(What the task asks)
Go through the listing beneath this task and return every line that carries the string "React".

(Data supplied)
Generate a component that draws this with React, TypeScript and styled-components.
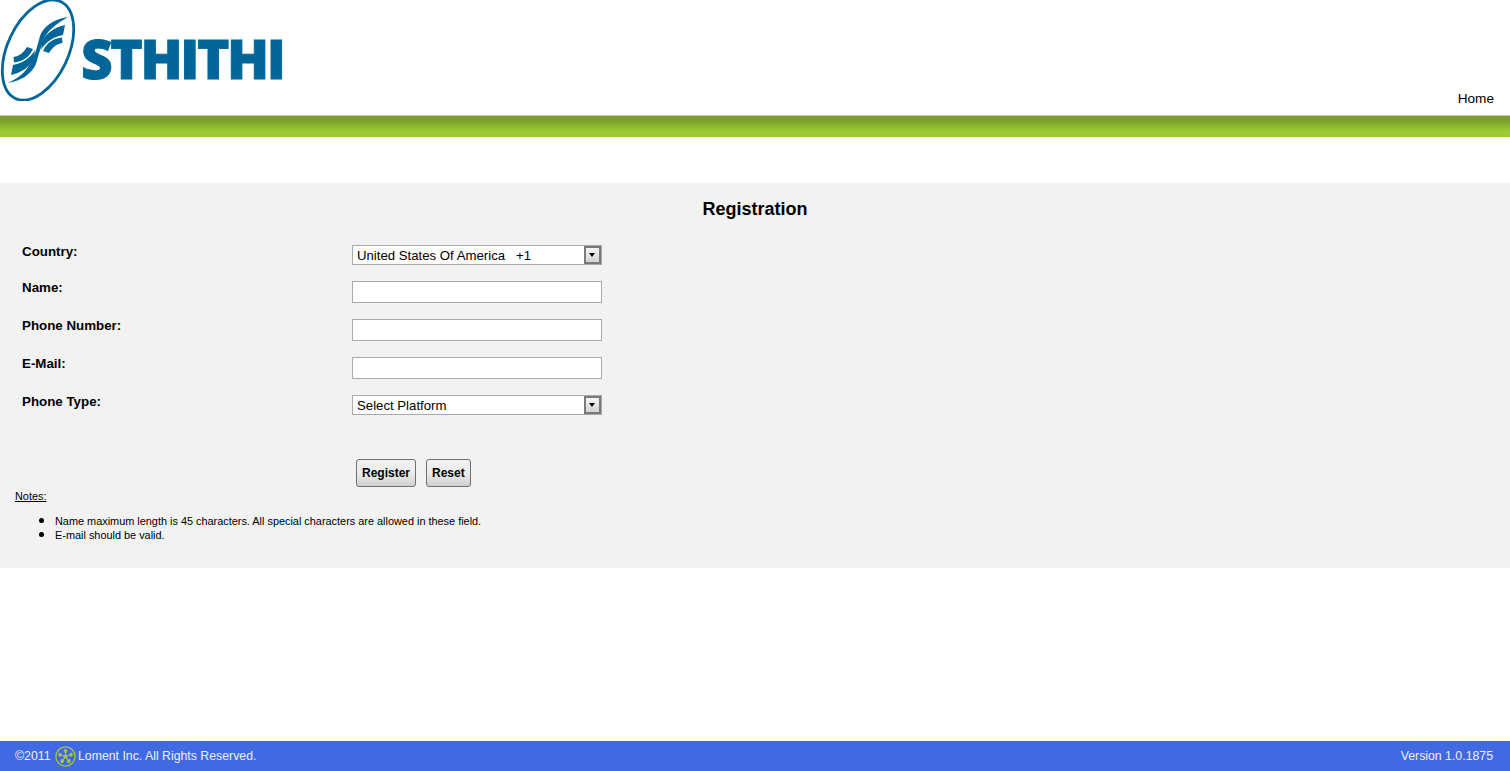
import React from "react";
import styled, { createGlobalStyle } from "styled-components";

const GlobalStyle = createGlobalStyle`
    html, body {
        margin: 0;
        padding: 0;
        background: #ffffff;
        font-family: "Liberation Sans", Arial, sans-serif;
    }
`;

const Page = styled.div`
    display: flex;
    flex-direction: column;
    height: 771px;
    overflow: hidden;
`;

const Header = styled.header`
    display: flex;
    justify-content: space-between;
    align-items: flex-end;
    height: 115px;
    padding-right: 16px;
    border-bottom: 1px solid #c4c4c4;
`;

const Brand = styled.div`
    display: flex;
    align-self: flex-start;
    height: 101px;
`;

const BrandName = styled.span`
    margin: 24px 0 0 5px;
    width: 201px;
    color: #006699;
    font-family: "Open Sans", "Liberation Sans", sans-serif;
    font-size: 55px;
    font-weight: 800;
    line-height: 68px;
    letter-spacing: -2.4px;
    -webkit-text-stroke: 0.9px #006699;
`;

const HomeLink = styled.a`
    margin-bottom: 8px;
    color: #000000;
    font-size: 13.6px;
    line-height: 16px;
`;

const GreenBar = styled.div`
    height: 21px;
    background: linear-gradient(#7a9f2a 0, #7a9f2a 4px, #9acb32 15px, #9acb32 100%);
`;

const Panel = styled.main`
    margin-top: 46px;
    height: 385px;
    background: #f2f2f2;
`;

const Title = styled.h1`
    margin: 0;
    padding-top: 15px;
    height: 62px;
    box-sizing: border-box;
    color: #000000;
    font-size: 18px;
    font-weight: bold;
    line-height: 22px;
    text-align: center;
`;

const Form = styled.form`
    display: flex;
    flex-direction: column;
    padding-left: 22px;
`;

const Row = styled.div<{ $height: number }>`
    display: grid;
    grid-template-columns: 330px 250px;
    height: ${(p) => p.$height}px;
`;

const Label = styled.label`
    margin-top: -1px;
    color: #000000;
    font-size: 13.33px;
    font-weight: bold;
    line-height: 16px;
`;

const SelectBox = styled.div`
    position: relative;
    height: 20px;
    box-sizing: border-box;
    border: 1px solid #a9a9a9;
    background: #ffffff;
`;

const SelectField = styled.select`
    display: block;
    width: 100%;
    height: 18px;
    padding: 1px 0 0 4px;
    border: 0;
    outline: 0;
    background: transparent;
    appearance: none;
    color: #000000;
    font-family: "Liberation Sans", Arial, sans-serif;
    font-size: 13.2px;
    line-height: 18px;
    white-space: pre;
`;

const SelectArrow = styled.span`
    position: absolute;
    top: 0;
    right: 0;
    width: 17px;
    height: 18px;
    box-sizing: border-box;
    border: 2px solid #7a7a7a;
    background: linear-gradient(#f6f6f6, #d2d2d2);
    pointer-events: none;

    &::after {
        content: "";
        position: absolute;
        top: 5px;
        left: 3px;
        border-top: 4px solid #000000;
        border-left: 3.5px solid transparent;
        border-right: 3.5px solid transparent;
    }
`;

const TextField = styled.input`
    display: block;
    width: 250px;
    height: 22px;
    padding: 0 4px;
    box-sizing: border-box;
    border: 1px solid #a9a9a9;
    background: #ffffff;
    outline: 0;
`;

const Buttons = styled.div`
    display: flex;
    gap: 10px;
    margin: 44px 0 0 334px;
`;

const Button = styled.button`
    height: 28px;
    padding: 0 5px;
    box-sizing: border-box;
    border: 1px solid #707070;
    border-radius: 3px;
    background: linear-gradient(#f2f2f2 0, #ebebeb 50%, #d0d0d0 100%);
    color: #000000;
    font-family: "Liberation Sans", Arial, sans-serif;
    font-size: 12px;
    font-weight: bold;
`;

const Notes = styled.section`
    padding: 3px 0 0 15px;
    color: #000000;
    font-size: 10.9px;
    line-height: 13px;
`;

const NotesTitle = styled.u`
    display: block;
    height: 23px;
`;

const NotesList = styled.ul`
    margin: 0;
    padding: 0 0 0 40px;

    li {
        height: 14px;
    }

    li::marker {
        font-size: 16px;
    }
`;

const Footer = styled.footer`
    display: flex;
    justify-content: space-between;
    align-items: center;
    margin-top: auto;
    height: 30px;
    padding: 0 17px 0 15px;
    background: #4169e1;
    color: #eef1fc;
    font-size: 12.3px;
`;

const Copyright = styled.div`
    display: flex;
    align-items: center;
    gap: 2px;
`;

const Year = styled.span`
    width: 38px;
`;

function LogoMark() {
    const fan = (
        <g fill="#006699">
            <path d="M65 25 C55 27 46 33 42 42 L41 50 C44 44 52 37 63 35 Z" />
            <path d="M62 37.5 C54 38.5 47 42 43 51 L49 53 C52 48 56 44 62.5 43 Z" />
        </g>
    );
    return (
        <svg width="76" height="101" viewBox="0 0 76 101" aria-hidden="true">
            <ellipse cx="38" cy="50" rx="30.5" ry="53.4" transform="rotate(25 38 50)" fill="none" stroke="#006699" strokeWidth="2.8" />
            <path
                d="M68 17 C55 19 44 25 40 36 C37 47 34 60 26 70 C21 76 14 80 8 83 C20 81 31 75 36 64 C39 53 41 47 44 39 C47 31 56 24 68 17 Z"
                fill="#006699"
            />
            {fan}
            <g transform="rotate(180 38 50)">{fan}</g>
        </svg>
    );
}

function LomentMark() {
    const spokes = [0, 72, 144, 216, 288];
    return (
        <svg width="21" height="21" viewBox="0 0 21 21" aria-hidden="true">
            <circle cx="10.5" cy="10.5" r="9.6" fill="none" stroke="#a4c639" strokeWidth="1.3" />
            {spokes.map((angle) => (
                <g key={angle} transform={`rotate(${angle} 10.5 10.5)`}>
                    <line x1="10.5" y1="10.5" x2="10.5" y2="5" stroke="#a4c639" strokeWidth="1.2" />
                    <circle cx="10.5" cy="4.8" r="1.9" fill="#a4c639" />
                </g>
            ))}
            <circle cx="10.5" cy="10.5" r="2" fill="#a4c639" />
        </svg>
    );
}

export default function App() {
    return (
        <Page>
            <GlobalStyle />
            <Header>
                <Brand>
                    <LogoMark />
                    <BrandName>STHITHI</BrandName>
                </Brand>
                <HomeLink>Home</HomeLink>
            </Header>
            <GreenBar />
            <Panel>
                <Title>Registration</Title>
                <Form>
                    <Row $height={36}>
                        <Label>Country:</Label>
                        <SelectBox>
                            <SelectField defaultValue="us">
                                <option value="us">United States Of America &nbsp; +1</option>
                            </SelectField>
                            <SelectArrow />
                        </SelectBox>
                    </Row>
                    <Row $height={38}>
                        <Label>Name:</Label>
                        <TextField />
                    </Row>
                    <Row $height={38}>
                        <Label>Phone Number:</Label>
                        <TextField />
                    </Row>
                    <Row $height={38}>
                        <Label>E-Mail:</Label>
                        <TextField />
                    </Row>
                    <Row $height={20}>
                        <Label>Phone Type:</Label>
                        <SelectBox>
                            <SelectField defaultValue="">
                                <option value="">Select Platform</option>
                            </SelectField>
                            <SelectArrow />
                        </SelectBox>
                    </Row>
                    <Buttons>
                        <Button type="button">Register</Button>
                        <Button type="button">Reset</Button>
                    </Buttons>
                </Form>
                <Notes>
                    <NotesTitle>Notes:</NotesTitle>
                    <NotesList>
                        <li>Name maximum length is 45 characters. All special characters are allowed in these field.</li>
                        <li>E-mail should be valid.</li>
                    </NotesList>
                </Notes>
            </Panel>
            <Footer>
                <Copyright>
                    <Year>©2011</Year>
                    <LomentMark />
                    <span>Loment Inc. All Rights Reserved.</span>
                </Copyright>
                <span>Version 1.0.1875</span>
            </Footer>
        </Page>
    );
}
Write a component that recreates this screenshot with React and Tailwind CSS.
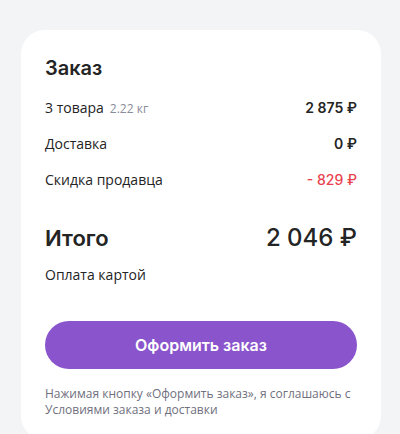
import React from "react";

const rows = [
  { label: "3 товара", note: "2.22 кг", value: "2 875 ₽" },
  { label: "Доставка", value: "0 ₽" },
  { label: "Скидка продавца", value: "- 829 ₽", red: true },
];

export default function App() {
  return (
    <div className="h-[434px] w-full overflow-hidden bg-[#f3f4f6] pt-[30px] pl-[21px] font-['Open_Sans',sans-serif] text-[#242424]">
      <div className="w-[360px] rounded-[24px] bg-white px-6 pt-6 pb-[22px]">
        <h2 className="font-['Inter',sans-serif] text-[20px] font-semibold leading-7">Заказ</h2>

        <div className="mt-4 flex flex-col gap-4 text-[14px]">
          {rows.map((r) => (
            <div key={r.label} className="flex h-5 items-center justify-between leading-5">
              <div className="flex items-baseline gap-1.5">
                <span>{r.label}</span>
                {r.note && <span className="text-[12px] text-[#8b8b99]">{r.note}</span>}
              </div>
              <span
                className={
                  r.red
                    ? "font-['Inter',sans-serif] font-medium text-[#e8424e]"
                    : "font-['Inter',sans-serif] font-semibold"
                }
              >
                {r.value}
              </span>
            </div>
          ))}
        </div>

        <div className="mt-8 flex h-8 items-center justify-between font-['Inter',sans-serif]">
          <span className="text-[22px] font-semibold">Итого</span>
          <span className="text-[24px] font-medium">2 046 ₽</span>
        </div>
        <p className="mt-[11px] text-[14px] leading-5">Оплата картой</p>

        <button className="mt-9 flex h-12 w-full items-center justify-center rounded-full bg-[#8a55cc] font-['Inter',sans-serif] text-[16px] font-semibold text-white">
          Оформить заказ
        </button>

        <p className="mt-[17px] pr-1 text-[12px] leading-4 text-[#6f6f7d]">
          Нажимая кнопку «Оформить заказ», я соглашаюсь с Условиями заказа и доставки
        </p>
      </div>
    </div>
  );
}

(Full response)
Generate a component that draws this with React, TypeScript and styled-components.
import React from "react";
Write a component that recreates this screenshot with React and Tailwind CSS.
import React from "react";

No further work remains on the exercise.